# Source data
──────

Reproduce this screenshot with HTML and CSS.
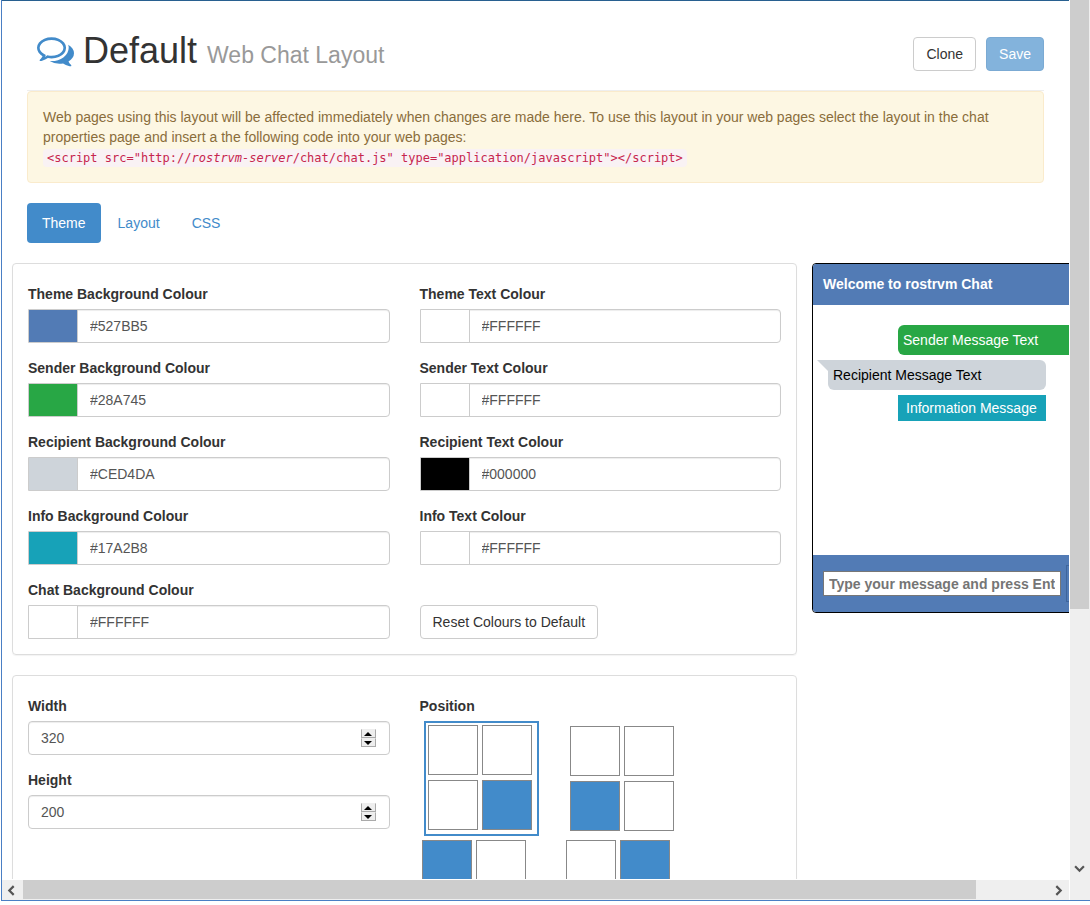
FILE: index.html
```html
<!DOCTYPE html>
<html lang="en">
<head>
<meta charset="utf-8">
<title>Default Web Chat Layout</title>
<link rel="stylesheet" href="styles.css">
</head>
<body>
<div class="frame">
  <main class="viewport">
    <header class="page-header">
      <svg class="logo" viewBox="0 0 1792 1792" aria-hidden="true"><path d="M704 384q-153 0-286 52t-211.500 141-78.500 191q0 82 53 158t149 132l97 56-35 84q34-20 62-39l44-31 53 10q78 14 153 14 153 0 286-52t211.500-141 78.500-191-78.500-191-211.500-141-286-52zm0-128q191 0 353.500 68.500t256.500 186.500 94 257-94 257-256.500 186.500-353.500 68.500q-86 0-176-16-124 88-278 128-36 9-86 16h-3q-11 0-20.500-8t-11.500-21q-1-3-1-6.500t.5-6.500 2-6l2.500-5 3.500-5.500 4-5 4.500-5 4-4.500q5-6 23-25t26-29.500 22.500-29 25-38.500 20.500-44q-124-72-195-177t-71-224q0-139 94-257t256.500-186.500 353.500-68.500zm822 1169q10 24 20.500 44t25 38.500 22.500 29 26 29.500 23 25q1 1 4 4.500t4.500 5 4 5 3.500 5.500l2.500 5 2 6 .5 6.500-1 6.500q-3 14-13 22t-22 7q-50-7-86-16-154-40-278-128-90 16-176 16-271 0-472-132 58 4 88 4 161 0 309-45t264-129q125-92 192-212t67-254q0-77-23-152 129 71 204 178t75 230q0 120-71 224.500t-195 176.500z"/></svg>
      <h1 class="title">Default <small class="subtitle">Web Chat Layout</small></h1>
      <div class="actions">
        <button class="btn" type="button">Clone</button>
        <button class="btn btn-primary" type="button" disabled>Save</button>
      </div>
    </header>

    <div class="alert">
      Web pages using this layout will be affected immediately when changes are made here. To use this layout in your web pages select the layout in the chat properties page and insert a the following code into your web pages:<br>
      <code class="code">&lt;script src="http://<i>rostrvm-server</i>/chat/chat.js" type="application/javascript"&gt;&lt;/script&gt;</code>
    </div>

    <nav class="pills">
      <a class="pill pill-active" href="#theme">Theme</a>
      <a class="pill" href="#layout">Layout</a>
      <a class="pill" href="#css">CSS</a>
    </nav>

    <div class="columns">
      <div class="panels">
        <section class="panel">
          <div class="field">
            <label class="label" for="theme-bg">Theme Background Colour</label>
            <div class="colour"><input class="swatch" type="color" value="#527bb5" aria-label="Pick theme background"><input class="colour-text" id="theme-bg" type="text" value="#527BB5"></div>
          </div>
          <div class="field">
            <label class="label" for="theme-text">Theme Text Colour</label>
            <div class="colour"><input class="swatch" type="color" value="#ffffff" aria-label="Pick theme text"><input class="colour-text" id="theme-text" type="text" value="#FFFFFF"></div>
          </div>
          <div class="field">
            <label class="label" for="sender-bg">Sender Background Colour</label>
            <div class="colour"><input class="swatch" type="color" value="#28a745" aria-label="Pick sender background"><input class="colour-text" id="sender-bg" type="text" value="#28A745"></div>
          </div>
          <div class="field">
            <label class="label" for="sender-text">Sender Text Colour</label>
            <div class="colour"><input class="swatch" type="color" value="#ffffff" aria-label="Pick sender text"><input class="colour-text" id="sender-text" type="text" value="#FFFFFF"></div>
          </div>
          <div class="field">
            <label class="label" for="recipient-bg">Recipient Background Colour</label>
            <div class="colour"><input class="swatch" type="color" value="#ced4da" aria-label="Pick recipient background"><input class="colour-text" id="recipient-bg" type="text" value="#CED4DA"></div>
          </div>
          <div class="field">
            <label class="label" for="recipient-text">Recipient Text Colour</label>
            <div class="colour"><input class="swatch" type="color" value="#000000" aria-label="Pick recipient text"><input class="colour-text" id="recipient-text" type="text" value="#000000"></div>
          </div>
          <div class="field">
            <label class="label" for="info-bg">Info Background Colour</label>
            <div class="colour"><input class="swatch" type="color" value="#17a2b8" aria-label="Pick info background"><input class="colour-text" id="info-bg" type="text" value="#17A2B8"></div>
          </div>
          <div class="field">
            <label class="label" for="info-text">Info Text Colour</label>
            <div class="colour"><input class="swatch" type="color" value="#ffffff" aria-label="Pick info text"><input class="colour-text" id="info-text" type="text" value="#FFFFFF"></div>
          </div>
          <div class="field">
            <label class="label" for="chat-bg">Chat Background Colour</label>
            <div class="colour"><input class="swatch" type="color" value="#ffffff" aria-label="Pick chat background"><input class="colour-text" id="chat-bg" type="text" value="#FFFFFF"></div>
          </div>
          <div class="field field-button">
            <button class="btn" type="button">Reset Colours to Default</button>
          </div>
        </section>

        <section class="panel">
          <div class="sizes">
            <div class="field">
              <label class="label" for="width">Width</label>
              <div class="number">
                <input class="number-text" id="width" type="number" value="320">
                <div class="spin">
                  <button class="spin-btn" type="button" aria-label="Increase width"><svg class="spin-icon" viewBox="0 0 8 4"><path d="M4 0 8 4H0z"/></svg></button>
                  <button class="spin-btn" type="button" aria-label="Decrease width"><svg class="spin-icon" viewBox="0 0 8 4"><path d="M0 0h8L4 4z"/></svg></button>
                </div>
              </div>
            </div>
            <div class="field">
              <label class="label" for="height">Height</label>
              <div class="number">
                <input class="number-text" id="height" type="number" value="200">
                <div class="spin">
                  <button class="spin-btn" type="button" aria-label="Increase height"><svg class="spin-icon" viewBox="0 0 8 4"><path d="M4 0 8 4H0z"/></svg></button>
                  <button class="spin-btn" type="button" aria-label="Decrease height"><svg class="spin-icon" viewBox="0 0 8 4"><path d="M0 0h8L4 4z"/></svg></button>
                </div>
              </div>
            </div>
          </div>
          <div class="position" role="radiogroup" aria-labelledby="position-label">
            <span class="label" id="position-label">Position</span>
            <div class="options options-bottom">
              <label class="option"><input class="option-input" type="radio" name="position" aria-label="Bottom right" checked><span class="cells"><span class="cell"></span><span class="cell"></span><span class="cell"></span><span class="cell cell-on"></span></span></label>
              <label class="option"><input class="option-input" type="radio" name="position" aria-label="Bottom left"><span class="cells"><span class="cell"></span><span class="cell"></span><span class="cell cell-on"></span><span class="cell"></span></span></label>
            </div>
            <div class="options options-top">
              <label class="option"><input class="option-input" type="radio" name="position" aria-label="Top left"><span class="cells"><span class="cell cell-on"></span><span class="cell"></span><span class="cell"></span><span class="cell"></span></span></label>
              <label class="option"><input class="option-input" type="radio" name="position" aria-label="Top right"><span class="cells"><span class="cell"></span><span class="cell cell-on"></span><span class="cell"></span><span class="cell"></span></span></label>
            </div>
          </div>
        </section>
      </div>

      <aside class="preview">
        <div class="chat">
          <div class="chat-head">Welcome to rostrvm Chat</div>
          <div class="chat-body">
            <div class="msg msg-sender">Sender Message Text</div>
            <div class="msg msg-recipient">Recipient Message Text</div>
            <div class="msg-info">Information Message</div>
          </div>
          <div class="chat-foot">
            <input class="chat-input" type="text" aria-label="Message" placeholder="Type your message and press Enter">
            <button class="chat-send" type="button" aria-label="Send"></button>
          </div>
        </div>
      </aside>
    </div>
  </main>

  <div class="vbar">
    <div class="vthumb"></div>
    <svg class="arrow" viewBox="0 0 10 10" aria-hidden="true"><path d="M1 3l4 4 4-4"/></svg>
  </div>
  <div class="hbar">
    <svg class="arrow" viewBox="0 0 10 10" aria-hidden="true"><path d="M7 1L3 5l4 4"/></svg>
    <div class="htrack"><div class="hthumb"></div></div>
    <svg class="arrow" viewBox="0 0 10 10" aria-hidden="true"><path d="M3 1l4 4-4 4"/></svg>
  </div>
</div>
</body>
</html>
```

FILE: styles.css
```css
*, *::before, *::after { box-sizing: border-box; }

body {
  margin: 0;
  background: #fff;
  color: #333;
  font: 14px/20px "Liberation Sans", Arial, sans-serif;
}

input, button { font: inherit; }

/* Window frame and scroll bars */
.frame {
  display: grid;
  grid-template: minmax(0, 1fr) 20px / minmax(0, 1fr) 20px;
  column-gap: 1px;
  row-gap: 1px;
  height: calc(100vh - 4px);
  margin-left: 1px;
  border-left: 1px solid #4a7fc4;
  border-bottom: 1px solid #4a7fc4;
  overflow: hidden;
}
.viewport { overflow: hidden; border-top: 1px solid #286090; }
.vbar {
  grid-area: 1 / 2 / 3 / 3;
  display: flex;
  flex-direction: column;
  justify-content: space-between;
  align-items: center;
  padding: 0 1px 26px 0;
  background: #efefef;
}
.vthumb { width: 100%; height: 609px; background: #cdcdcd; }
.hbar { display: flex; align-items: center; gap: 5px; padding: 0 5px 0 4px; background: #efefef; }
.htrack { flex: 1; align-self: stretch; padding-left: 1px; }
.hthumb { width: 93%; height: 19px; background: #cdcdcd; }
.arrow { width: 11px; height: 11px; fill: none; stroke: #555; stroke-width: 2; }

/* Header */
.page-header {
  display: flex;
  align-items: flex-end;
  margin: 0 25px;
  padding: 30px 0 19px 10px;
  border-bottom: 1px solid #eee;
}
.logo { width: 37px; height: 37px; margin: 0 9px 2px 0; fill: #428bca; }
.title { flex: 1; margin: 0; font-size: 36px; font-weight: 400; line-height: 40px; }
.subtitle { color: #999; font-size: 23px; line-height: 24px; }
.actions { display: flex; gap: 10px; }
.btn {
  height: 34px;
  padding: 0 12px;
  border: 1px solid #ccc;
  border-radius: 4px;
  background: #fff;
  color: #333;
}
.btn-primary { border-color: #357ebd; background: #428bca; color: #fff; opacity: 0.65; }

/* Notice */
.alert {
  margin: 0 25px 20px;
  padding: 15px;
  border: 1px solid #faebcc;
  border-radius: 4px;
  background: #fdf7e3;
  color: #8a6d3b;
}
.code {
  padding: 2px 4px;
  border-radius: 4px;
  background: #f9f2f4;
  color: #c7254e;
  font: 12px/16px "DejaVu Sans Mono", monospace;
}

/* Tabs */
.pills { display: flex; gap: 2px; margin: 0 25px 20px; }
.pill { padding: 10px 15px; border-radius: 4px; color: #428bca; text-decoration: none; }
.pill-active { background: #428bca; color: #fff; }

/* Panels */
.columns { display: grid; grid-template-columns: minmax(0, 1fr) 257px; gap: 15px; padding-left: 10px; }
.panels { display: flex; flex-direction: column; gap: 20px; }
.panel {
  display: grid;
  grid-template-columns: 1fr 1fr;
  column-gap: 30px;
  padding: 20px 15px 0;
  border: 1px solid #ddd;
  border-radius: 4px;
  box-shadow: 0 1px 1px rgba(0, 0, 0, 0.05);
}
.field { display: flex; flex-direction: column; gap: 5px; margin-bottom: 15px; }
.field-button { justify-content: flex-end; align-items: flex-start; }
.label { font-weight: 700; }
.colour, .number {
  display: flex;
  height: 34px;
  border: 1px solid #ccc;
  border-radius: 4px;
  box-shadow: inset 0 1px 1px rgba(0, 0, 0, 0.075);
}
.colour { border-radius: 0 4px 4px 0; }
.swatch {
  width: 49px;
  height: 32px;
  padding: 0;
  border: 0;
  border-right: 1px solid #ccc;
  background: none;
  appearance: none;
}
.swatch::-webkit-color-swatch-wrapper { padding: 0; }
.swatch::-webkit-color-swatch { border: 0; border-radius: 0; }
.colour-text, .number-text {
  flex: 1;
  min-width: 0;
  padding: 0 12px;
  border: 0;
  background: none;
  color: #555;
}
.number { align-items: center; padding-right: 13px; }
.number-text { appearance: textfield; }
.number-text::-webkit-inner-spin-button { display: none; }
.spin { display: flex; flex-direction: column; width: 15px; }
.spin-btn {
  display: flex;
  align-items: center;
  justify-content: center;
  height: 9px;
  padding: 0;
  border: 1px solid #aaa;
  border-top-color: #eee;
  background: #eee;
}
.spin-icon { width: 8px; height: 4px; fill: #000; }

/* Position picker */
.position { display: flex; flex-direction: column; }
.options { display: flex; align-items: center; }
.options-bottom { gap: 31px; margin: 5px 0 4px; padding-left: 4px; }
.options-top { gap: 40px; padding-left: 2px; }
.option { display: flex; }
.option:has(:checked) { padding: 2px 5px 4px 2px; border: 2px solid #428bca; }
.option-input { width: 0; height: 0; margin: 0; appearance: none; }
.cells { display: grid; grid-template-columns: 50px 50px; gap: 5px 4px; }
.cell { height: 50px; border: 1px solid #888; }
.cell-on { background: #428bca; }

/* Chat preview */
.preview { overflow: hidden; }
.chat { width: 320px; border: 1px solid #000; border-radius: 4px; overflow: hidden; }
.chat-head { padding: 10px; border-bottom: 1px solid #527bb5; background: #527bb5; color: #fff; font-weight: 700; }
.chat-body { display: flex; flex-direction: column; gap: 5px; height: 250px; padding: 20px 15px; }
.msg { padding: 5px; border-radius: 6px; }
.msg-sender { margin-left: 70px; background: #28a745; color: #fff; }
.msg-recipient { position: relative; width: 218px; border-top-left-radius: 0; background: #ced4da; color: #000; }
.msg-recipient::before {
  content: "";
  position: absolute;
  top: 0;
  left: -11px;
  border-top: 11px solid #ced4da;
  border-left: 11px solid transparent;
}
.msg-info { width: 148px; margin-left: 70px; padding: 3px 8px; background: #17a2b8; color: #fff; }
.chat-foot { display: flex; align-items: center; gap: 5px; padding: 10px; background: #527bb5; }
.chat-input {
  width: 238px;
  height: 25px;
  padding: 0 5px;
  border: 1px solid #777;
  background: #fff;
  font-weight: 700;
}
.chat-input::placeholder { color: #757575; }
.chat-send { flex: 1; height: 37px; padding: 0; border: 1px solid #3e659c; background: #527bb5; }
```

──────

# Task
Only a number is needed: how many lines of the material above contain "this"?

# Answer to the problem
2